The car industry is changing and has been for a while, and while that does mean a lot innovation and new companies joining the industry in order to create the new technology that we like so much in our vehicles, it also means that some of the industry legends are finding themselves out of the market due to lack of adaptation and economic pressures that are everywhere now. The latest casualty of this new trend is Japanese auto parts maker Marelli Holdings Co. Ltd., known for supplying companies like Nissan and Stellantis.
Technically founded in 2000 under a different name, this industry heavyweight has been one of the main suppliers for lighting systems and interior components for vehicles for more than 20 years, and they are filing for Chapter 11 bankruptcy in the U.S. According to records, they are now more than $767 million in debt, most of it owed to its own major clients and the bankruptcy filing seems to be the way to restructure its debt and keep the business afloat.
The fact that the debt is owed to its own clients is not an enviable position to be in, as those same clients depend on Marelli to keep their production lines moving and are now stuck in an even worse situation, especially considering the current precarious state of the industry as a whole.

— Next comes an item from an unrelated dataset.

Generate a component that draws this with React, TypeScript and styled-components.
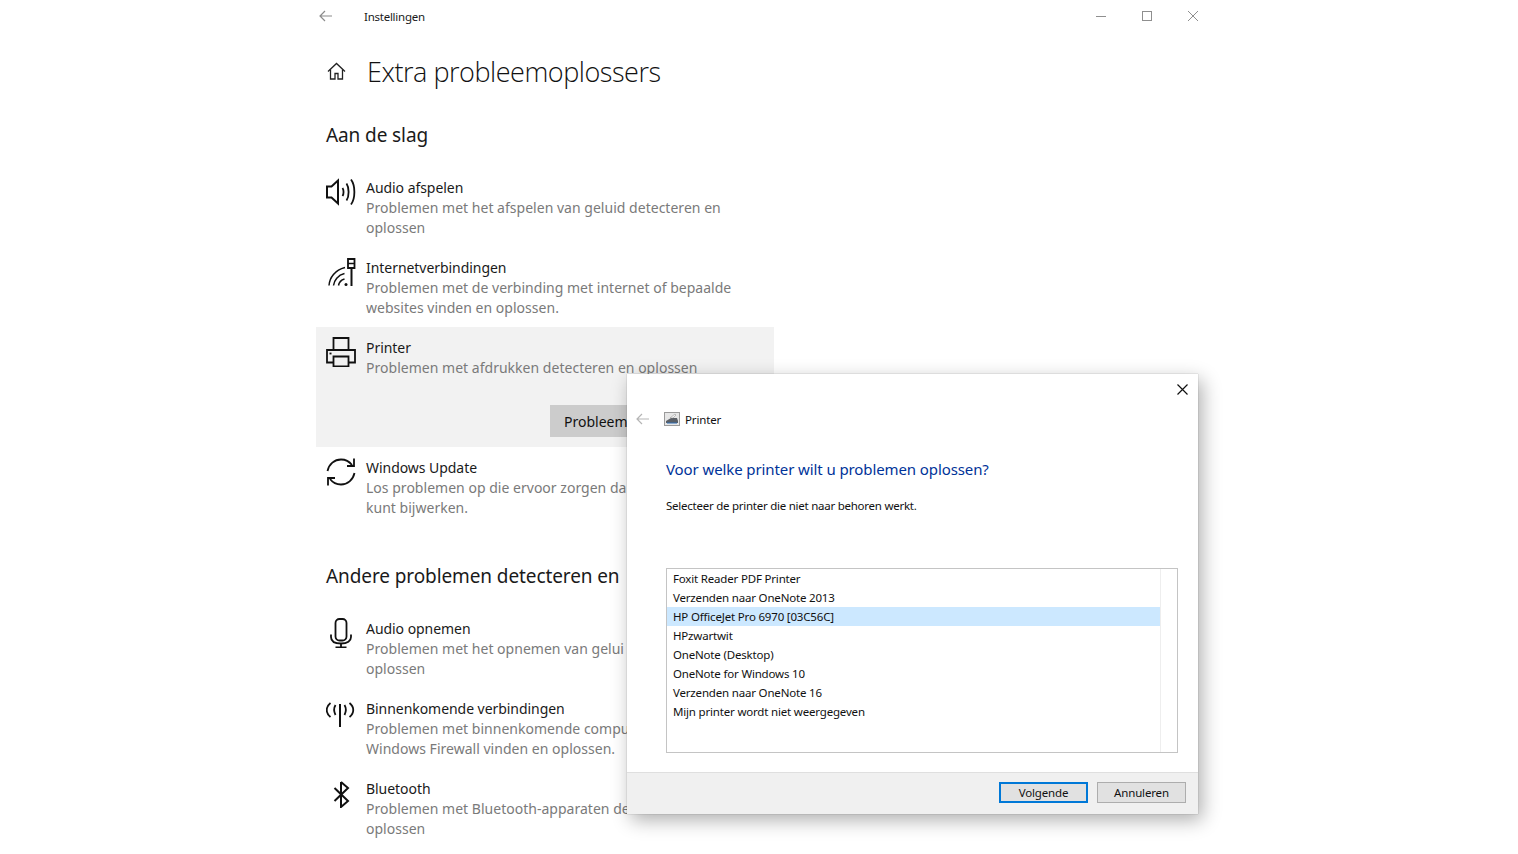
import styled, { createGlobalStyle } from "styled-components";
import { ReactNode } from "react";

const GlobalStyle = createGlobalStyle`
  html, body {
    margin: 0;
    height: 100%;
    background: #ffffff;
    overflow: hidden;
    font-family: "Noto Sans", "Open Sans", sans-serif;
  }
`;

const Page = styled.div`
  position: relative;
  width: 1518px;
  height: 854px;
  overflow: hidden;
  padding-left: 316px;
  box-sizing: border-box;
`;

const SettingsWindow = styled.div`
  width: 894px;
  display: flex;
  flex-direction: column;
`;

const TitleBar = styled.div`
  height: 32px;
  display: flex;
  align-items: center;
`;

const BackSlot = styled.div`
  width: 48px;
  display: flex;
  padding-left: 3px;
  box-sizing: border-box;
`;

const AppName = styled.span`
  font-size: 11.5px;
  color: #1a1a1a;
  letter-spacing: -0.25px;
`;

const WindowButtons = styled.div`
  margin-left: auto;
  display: flex;
  width: 138px;
  margin-right: -6px;
`;

const WindowButton = styled.div`
  width: 46px;
  display: flex;
  justify-content: center;
  align-items: center;
`;

const Header = styled.div`
  height: 56px;
  margin-top: 11px;
  display: flex;
  align-items: center;
  padding-left: 11px;
  gap: 21px;
`;

const PageTitle = styled.h1`
  margin: 0;
  font-size: 27px;
  font-weight: 300;
  color: #111;
  letter-spacing: -0.46px;
  font-family: "Open Sans", sans-serif;
`;

const SectionTitle = styled.h2<{ $top: number; $bottom: number }>`
  margin: ${(p) => p.$top}px 0 ${(p) => p.$bottom}px 10px;
  font-size: 19px;
  line-height: 28px;
  font-weight: 400;
  color: #1a1a1a;
  white-space: nowrap;
  letter-spacing: -0.1px;
`;

const Row = styled.div<{ $active?: boolean }>`
  width: 458px;
  box-sizing: border-box;
  padding: 11px 10px 9px;
  display: grid;
  grid-template-columns: 30px 1fr;
  column-gap: 10px;
  background: ${(p) => (p.$active ? "#f2f2f2" : "transparent")};
`;

const RowIcon = styled.div`
  display: flex;
  justify-content: center;
  height: 30px;
  margin-top: -1px;
`;

const RowText = styled.div`
  min-width: 0;
`;

const RowTitle = styled.div`
  font-size: 14px;
  line-height: 20px;
  color: #1a1a1a;
  letter-spacing: -0.05px;
`;

const RowDesc = styled.div`
  font-size: 14px;
  line-height: 20px;
  color: #7a7a7a;
  letter-spacing: 0.02px;
  white-space: nowrap;
`;

const RowAction = styled.div`
  grid-column: 1 / -1;
  display: flex;
  justify-content: flex-end;
  padding-top: 27px;
  padding-bottom: 1px;
`;

const RunButton = styled.div`
  width: 214px;
  height: 32px;
  background: #cccccc;
  box-sizing: border-box;
  padding-left: 14px;
  font-size: 14px;
  line-height: 33px;
  color: #111;
`;

const Dialog = styled.div`
  position: absolute;
  left: 627px;
  top: 374px;
  width: 571px;
  height: 440px;
  background: #fff;
  box-shadow: 0 0 1px rgba(0, 0, 0, 0.35), 4px 6px 18px rgba(0, 0, 0, 0.32);
  display: flex;
  flex-direction: column;
`;

const DialogClose = styled.div`
  height: 30px;
  display: flex;
  justify-content: flex-end;
  align-items: center;
  padding-right: 10px;
`;

const DialogNav = styled.div`
  height: 30px;
  display: flex;
  align-items: center;
  padding-left: 9px;
`;

const DialogNavIcon = styled.div`
  display: flex;
  margin-left: 14px;
  margin-right: 5px;
`;

const DialogNavText = styled.span`
  font-size: 11.5px;
  color: #111;
  letter-spacing: -0.16px;
`;

const DialogBody = styled.div`
  flex: 1;
  padding: 24px 20px 0 39px;
  display: flex;
  flex-direction: column;
`;

const DialogHeading = styled.div`
  font-size: 15px;
  line-height: 22px;
  color: #003399;
  letter-spacing: -0.1px;
`;

const DialogHint = styled.div`
  margin-top: 17px;
  font-size: 11.5px;
  line-height: 18px;
  color: #111;
  letter-spacing: -0.25px;
`;

const PrinterList = styled.div`
  margin-top: 53px;
  height: 185px;
  box-sizing: border-box;
  border: 1px solid #c4c4c4;
  display: flex;
`;

const PrinterItems = styled.div`
  flex: 1;
`;

const ScrollTrack = styled.div`
  width: 16px;
  border-left: 1px solid #eeeeee;
`;

const PrinterItem = styled.div<{ $selected?: boolean }>`
  height: 19px;
  line-height: 19px;
  padding-left: 6px;
  font-size: 11.5px;
  color: #111;
  letter-spacing: -0.18px;
  background: ${(p) => (p.$selected ? "#cce8ff" : "transparent")};
`;

const DialogFooter = styled.div`
  height: 42px;
  box-sizing: border-box;
  border-top: 1px solid #dfdfdf;
  background: #f0f0f0;
  display: flex;
  align-items: flex-start;
  justify-content: flex-end;
  gap: 9px;
  padding: 9px 12px 0 0;
`;

const FooterButton = styled.div<{ $primary?: boolean }>`
  width: 89px;
  height: 21px;
  box-sizing: border-box;
  border: ${(p) => (p.$primary ? "2px solid #0078d7" : "1px solid #adadad")};
  background: #e1e1e1;
  font-size: 11.5px;
  letter-spacing: -0.16px;
  color: #111;
  display: flex;
  align-items: center;
  justify-content: center;
`;

const Line = ({ children }: { children: ReactNode }) => (
  <svg width="30" height="30" viewBox="0 0 30 30" fill="none" stroke="#111" strokeWidth="1.8">
    {children}
  </svg>
);

const SpeakerIcon = () => (
  <Line>
    <path d="M1 9.500h4.500l6.500-6v23l-6.500-6H1z" strokeWidth="2" />
    <path d="M16.500 11c1.400 2 1.400 6 0 8" />
    <path d="M20.500 6.500c2.800 4 2.800 13 0 17" />
    <path d="M25 2.500c4.500 6 4.500 19 0 25" />
  </Line>
);

const NetworkIcon = () => (
  <Line>
    <path d="M3 28.500c.5-8 6-15.500 16-18" strokeWidth="1.500" />
    <path d="M7.500 28.500c.5-5 4.500-10.500 11-12" strokeWidth="1.500" />
    <path d="M12.500 28.500c.5-2.800 2.500-5.500 6-6.500" strokeWidth="1.500" />
    <path d="M22 11V2h6.500v9z" strokeWidth="1.800" />
    <path d="M22 6.500h6.500" strokeWidth="1.500" />
    <path d="M25.500 11v18" strokeWidth="2" />
    <circle cx="20" cy="27.500" r="1.500" fill="#111" stroke="none" />
  </Line>
);

const PrinterIcon = () => (
  <Line>
    <path d="M7.500 13V1h15v12" />
    <path d="M7.500 25.500H1V13h28v12.500h-6.500" />
    <path d="M7.500 19.500h15v10h-15z" />
    <path d="M3.500 16.500h2" />
  </Line>
);

const SyncIcon = () => (
  <Line>
    <path d="M1.500 14C3 7 8.500 2.500 15 2.500c4.500 0 8.500 2.200 11 5.500" />
    <path d="M28 1.500v7.500h-7" />
    <path d="M28.500 16C27 23 21.500 27.500 15 27.500c-4.500 0-8.500-2.200-11-5.500" />
    <path d="M2 28.500V21h7" />
  </Line>
);

const MicIcon = () => (
  <Line>
    <rect x="9.500" y="1" width="11" height="21.500" rx="4" />
    <path d="M5 16.500v2.500c0 4 3.500 6.500 10 6.500s10-2.500 10-6.500v-2.500" />
    <path d="M15 25.500V29M9.500 29.500h11" />
  </Line>
);

const AntennaIcon = () => (
  <Line>
    <path d="M14 6v23" strokeWidth="2" />
    <path d="M9.500 7c-1.500 2.500-1.500 7 0 10" />
    <path d="M4.500 5c-5 4-5 10 0 14" />
    <path d="M18.500 7c1.500 2.500 1.500 7 0 10" />
    <path d="M23.500 5c5 4 5 10 0 14" />
  </Line>
);

const BluetoothIcon = () => (
  <Line>
    <path d="M15 4v25l7-6L8.500 10" strokeWidth="2" />
    <path d="M15 4l7 6L8.500 23" strokeWidth="2" />
  </Line>
);

const BackArrow = ({ color }: { color: string }) => (
  <svg width="14" height="12" viewBox="0 0 14 12" fill="none" stroke={color} strokeWidth="1.200">
    <path d="M13 6H1M6 1L1 6l5 5" />
  </svg>
);

const SmallPrinter = () => (
  <svg width="16" height="14" viewBox="0 0 16 14">
    <rect x="0.500" y="0.500" width="15" height="13" fill="#e6e6e6" stroke="#9a9a9a" />
    <path d="M2 9l5-3h6l1 3v2H2z" fill="#5a5f66" />
    <path d="M6 6l5-4 1 1-3 3z" fill="#f4f4f4" stroke="#888" strokeWidth="0.500" />
    <path d="M3 11h10" stroke="#2f6fb5" />
  </svg>
);

type Item = {
  icon: ReactNode;
  title: string;
  desc: string[];
  active?: boolean;
};

// the right part of the lower rows lies behind the dialog, only what shows is written
const troubleshooters: Item[] = [
  {
    icon: <SpeakerIcon />,
    title: "Audio afspelen",
    desc: ["Problemen met het afspelen van geluid detecteren en", "oplossen"],
  },
  {
    icon: <NetworkIcon />,
    title: "Internetverbindingen",
    desc: ["Problemen met de verbinding met internet of bepaalde", "websites vinden en oplossen."],
  },
  {
    icon: <PrinterIcon />,
    title: "Printer",
    desc: ["Problemen met afdrukken detecteren en oplossen"],
    active: true,
  },
  {
    icon: <SyncIcon />,
    title: "Windows Update",
    desc: ["Los problemen op die ervoor zorgen da", "kunt bijwerken."],
  },
];

const others: Item[] = [
  {
    icon: <MicIcon />,
    title: "Audio opnemen",
    desc: ["Problemen met het opnemen van gelui", "oplossen"],
  },
  {
    icon: <AntennaIcon />,
    title: "Binnenkomende verbindingen",
    desc: ["Problemen met binnenkomende compu", "Windows Firewall vinden en oplossen."],
  },
  {
    icon: <BluetoothIcon />,
    title: "Bluetooth",
    desc: ["Problemen met Bluetooth-apparaten de", "oplossen"],
  },
];

const printers = [
  "Foxit Reader PDF Printer",
  "Verzenden naar OneNote 2013",
  "HP OfficeJet Pro 6970 [03C56C]",
  "HPzwartwit",
  "OneNote (Desktop)",
  "OneNote for Windows 10",
  "Verzenden naar OneNote 16",
  "Mijn printer wordt niet weergegeven",
];

const Troubleshooter = ({ item }: { item: Item }) => (
  <Row $active={item.active}>
    <RowIcon>{item.icon}</RowIcon>
    <RowText>
      <RowTitle>{item.title}</RowTitle>
      {item.desc.map((line) => (
        <RowDesc key={line}>{line}</RowDesc>
      ))}
    </RowText>
    {item.active && (
      <RowAction>
        <RunButton>Probleem</RunButton>
      </RowAction>
    )}
  </Row>
);

const App = () => {
  return (
    <Page>
      <GlobalStyle />
      <SettingsWindow>
        <TitleBar>
          <BackSlot>
            <BackArrow color="#8c8c8c" />
          </BackSlot>
          <AppName>Instellingen</AppName>
          <WindowButtons>
            <WindowButton>
              <svg width="10" height="10" viewBox="0 0 10 10" stroke="#8f8f8f">
                <path d="M0 5.500h10" />
              </svg>
            </WindowButton>
            <WindowButton>
              <svg width="10" height="10" viewBox="0 0 10 10" fill="none" stroke="#8f8f8f">
                <rect x="0.500" y="0.500" width="9" height="9" />
              </svg>
            </WindowButton>
            <WindowButton>
              <svg width="10" height="10" viewBox="0 0 10 10" stroke="#8f8f8f">
                <path d="M0 0l10 10M10 0L0 10" />
              </svg>
            </WindowButton>
          </WindowButtons>
        </TitleBar>
        <Header>
          <svg width="19" height="19" viewBox="0 0 19 19" fill="none" stroke="#222" strokeWidth="1.300">
            <path d="M1 9.500L9.500 1.500 18 9.500" />
            <path d="M3.500 7.500v9.500h4.500v-5.500h3V17h4.500V7.500" />
          </svg>
          <PageTitle>Extra probleemoplossers</PageTitle>
        </Header>
        <SectionTitle $top={22} $bottom={18}>
          Aan de slag
        </SectionTitle>
        {troubleshooters.map((item) => (
          <Troubleshooter key={item.title} item={item} />
        ))}
        <SectionTitle $top={35} $bottom={18}>
          Andere problemen detecteren en
        </SectionTitle>
        {others.map((item) => (
          <Troubleshooter key={item.title} item={item} />
        ))}
      </SettingsWindow>
      <Dialog>
        <DialogClose>
          <svg width="11" height="11" viewBox="0 0 11 11" stroke="#111" strokeWidth="1.200">
            <path d="M0.500 0.500l10 10M10.500 0.500l-10 10" />
          </svg>
        </DialogClose>
        <DialogNav>
          <BackArrow color="#b5b5b5" />
          <DialogNavIcon>
            <SmallPrinter />
          </DialogNavIcon>
          <DialogNavText>Printer</DialogNavText>
        </DialogNav>
        <DialogBody>
          <DialogHeading>Voor welke printer wilt u problemen oplossen?</DialogHeading>
          <DialogHint>Selecteer de printer die niet naar behoren werkt.</DialogHint>
          <PrinterList>
            <PrinterItems>
              {printers.map((name, index) => (
                <PrinterItem key={name} $selected={index === 2}>
                  {name}
                </PrinterItem>
              ))}
            </PrinterItems>
            <ScrollTrack />
          </PrinterList>
        </DialogBody>
        <DialogFooter>
          <FooterButton $primary>Volgende</FooterButton>
          <FooterButton>Annuleren</FooterButton>
        </DialogFooter>
      </Dialog>
    </Page>
  );
};

export default App;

The Marelli Holdings bankruptcy, consequences on the car industry
Despite the enormous amount of debt they find themselves under, a spokesperson from Marelli has promised that no one will be losing their jobs as of now and that there will be no disruption to operations. While this might change in the future, it does give a bit of hope that they will be able to climb out of the financial hole and rejoin the ranks of companies that are thriving in the new market.
Marelli Holdings chose to file its bankruptcy paperwork in Delaware, hoping that restructuring will help it get out from under the mountain of debt and return to stability, but even with the reassurances and the plan in place, their clients and other industry players are not reassured that the company will hold up and seem weary to trust them. It seems to be hitting a bit closer to home than many would like, especially for some of their main clients, Nissan and Stellantis, who are now left wondering whether their supply lines will hold up or of they need to start making other arrangements for their new lines.
But it seems like there are still those who have faith in the company and its ability to bounce back. To keep things running in the short term, Marelli has managed to secure $1.1 billion in financing, which is meant to help maintain operations while the bankruptcy process plays out. CEO David Slump is grateful but is more cautious than optimistic and stated that the company had been“severely affected by tariffs due to its import/export-focused business and the imposition of tariffs specifically against automotive manufacturers and suppliers.”
This has officially made them the first major casualty of the tariff war that the US is currently engaged in with the rest of the world. The company has been struggling with low output, ongoing losses, and a rising pile of debt for some time, but they were managing until the screws were tightened to an unreasonable point. Since Marelli is a key player in the supply chain, this is not likely to be an isolated case.
Media outlets like Reuters, The Wall Street Journal and The Daily Mail have already been analyzing the ripples in the industry and are not optimistic about what they see. For consumers, this might eventually mean slower car production, fewer vehicles to choose from, and possibly higher prices, as manufacturers will need to find new suppliers or adjust their entire logistics setup. And that will not be cheap since everyone is in the same tariff boat.